Copy out the listing in full, exactly as written, but not its pictures.
— Start of Source excerpt —
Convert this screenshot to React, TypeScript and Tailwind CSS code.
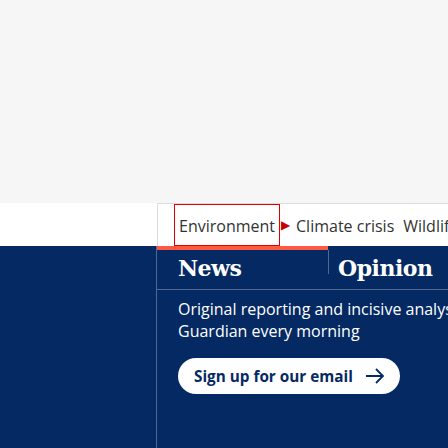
export default function App() {
  const topics = ["Climate crisis", "Wildlife", "Energy"];

  return (
    <div className="w-[448px] h-[448px] overflow-hidden bg-[#f6f6f6] flex flex-col font-['Open_Sans',sans-serif]">
      <div className="h-[203px] shrink-0" />

      {/* Sub nav */}
      <div className="flex h-[43px] shrink-0 bg-white">
        <div className="w-[157px] shrink-0" />
        <div className="flex flex-1 items-stretch border-l border-t border-[#dcdcdc] pl-[16px] text-[16px] text-[#333] whitespace-nowrap">
          <a className="flex items-center border border-[#e00000] px-[4px] pt-[1px]">
            Environment
          </a>
          <span className="flex items-center pl-[1px] pr-[6px] text-[12px] text-[#c70000]">
            ▶
          </span>
          {topics.map((t) => (
            <a key={t} className="flex items-center pr-[9px] pt-[1px]">
              {t}
            </a>
          ))}
        </div>
      </div>

      {/* Newsletter panel */}
      <div className="flex flex-1 bg-[#052962] text-white">
        <div className="w-[157px] shrink-0 border-r border-[#506991]" />
        <div className="flex flex-col w-[600px] shrink-0">
          <div className="flex h-[44px] border-b border-[#506991]">
            <div className="w-[171px] border-t-4 border-[#ff5943] pl-[21px] pt-[4px]">
              <span className="font-['DejaVu_Serif',serif] font-bold text-[22px] leading-[28px] tracking-[-0.5px]">
                News
              </span>
            </div>
            <div className="flex items-start pt-[4px]">
              <div className="w-px h-[24px] bg-[#506991]" />
              <span className="pl-[9px] pt-[4px] font-['DejaVu_Serif',serif] font-bold text-[22px] leading-[28px] tracking-[-0.5px]">
                Opinion
              </span>
            </div>
          </div>
          <p className="pl-[21px] pt-[8px] text-[16px] leading-[22px]">
            Original reporting and incisive analysis, direct from the
            <br />
            Guardian every morning
          </p>
          <div className="pl-[21px] pt-[16px]">
            <button className="flex items-center h-[36px] w-[222px] rounded-full bg-white pl-[16px] text-[#052962] font-bold text-[15.3px]">
              Sign up for our email
              <svg width="20" height="16" viewBox="0 0 20 16" className="ml-[12px]">
                <path d="M1 8h17M11 1l7 7-7 7" fill="none" stroke="#052962" strokeWidth="1.8" />
              </svg>
            </button>
          </div>
        </div>
      </div>
    </div>
  );
}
— End of Source excerpt —
## Result below
Convert this screenshot to React, TypeScript and Tailwind CSS code.
export default function App() {
  const topics = ["Climate crisis", "Wildlife", "Energy"];

  return (
    <div className="w-[448px] h-[448px] overflow-hidden bg-[#f6f6f6] flex flex-col font-['Open_Sans',sans-serif]">
      <div className="h-[203px] shrink-0" />

      {/* Sub nav */}
      <div className="flex h-[43px] shrink-0 bg-white">
        <div className="w-[157px] shrink-0" />
        <div className="flex flex-1 items-stretch border-l border-t border-[#dcdcdc] pl-[16px] text-[16px] text-[#333] whitespace-nowrap">
          <a className="flex items-center border border-[#e00000] px-[4px] pt-[1px]">
            Environment
          </a>
          <span className="flex items-center pl-[1px] pr-[6px] text-[12px] text-[#c70000]">
            ▶
          </span>
          {topics.map((t) => (
            <a key={t} className="flex items-center pr-[9px] pt-[1px]">
              {t}
            </a>
          ))}
        </div>
      </div>

      {/* Newsletter panel */}
      <div className="flex flex-1 bg-[#052962] text-white">
        <div className="w-[157px] shrink-0 border-r border-[#506991]" />
        <div className="flex flex-col w-[600px] shrink-0">
          <div className="flex h-[44px] border-b border-[#506991]">
            <div className="w-[171px] border-t-4 border-[#ff5943] pl-[21px] pt-[4px]">
              <span className="font-['DejaVu_Serif',serif] font-bold text-[22px] leading-[28px] tracking-[-0.5px]">
                News
              </span>
            </div>
            <div className="flex items-start pt-[4px]">
              <div className="w-px h-[24px] bg-[#506991]" />
              <span className="pl-[9px] pt-[4px] font-['DejaVu_Serif',serif] font-bold text-[22px] leading-[28px] tracking-[-0.5px]">
                Opinion
              </span>
            </div>
          </div>
          <p className="pl-[21px] pt-[8px] text-[16px] leading-[22px]">
            Original reporting and incisive analysis, direct from the
            <br />
            Guardian every morning
          </p>
          <div className="pl-[21px] pt-[16px]">
            <button className="flex items-center h-[36px] w-[222px] rounded-full bg-white pl-[16px] text-[#052962] font-bold text-[15.3px]">
              Sign up for our email
              <svg width="20" height="16" viewBox="0 0 20 16" className="ml-[12px]">
                <path d="M1 8h17M11 1l7 7-7 7" fill="none" stroke="#052962" strokeWidth="1.8" />
              </svg>
            </button>
          </div>
        </div>
      </div>
    </div>
  );
}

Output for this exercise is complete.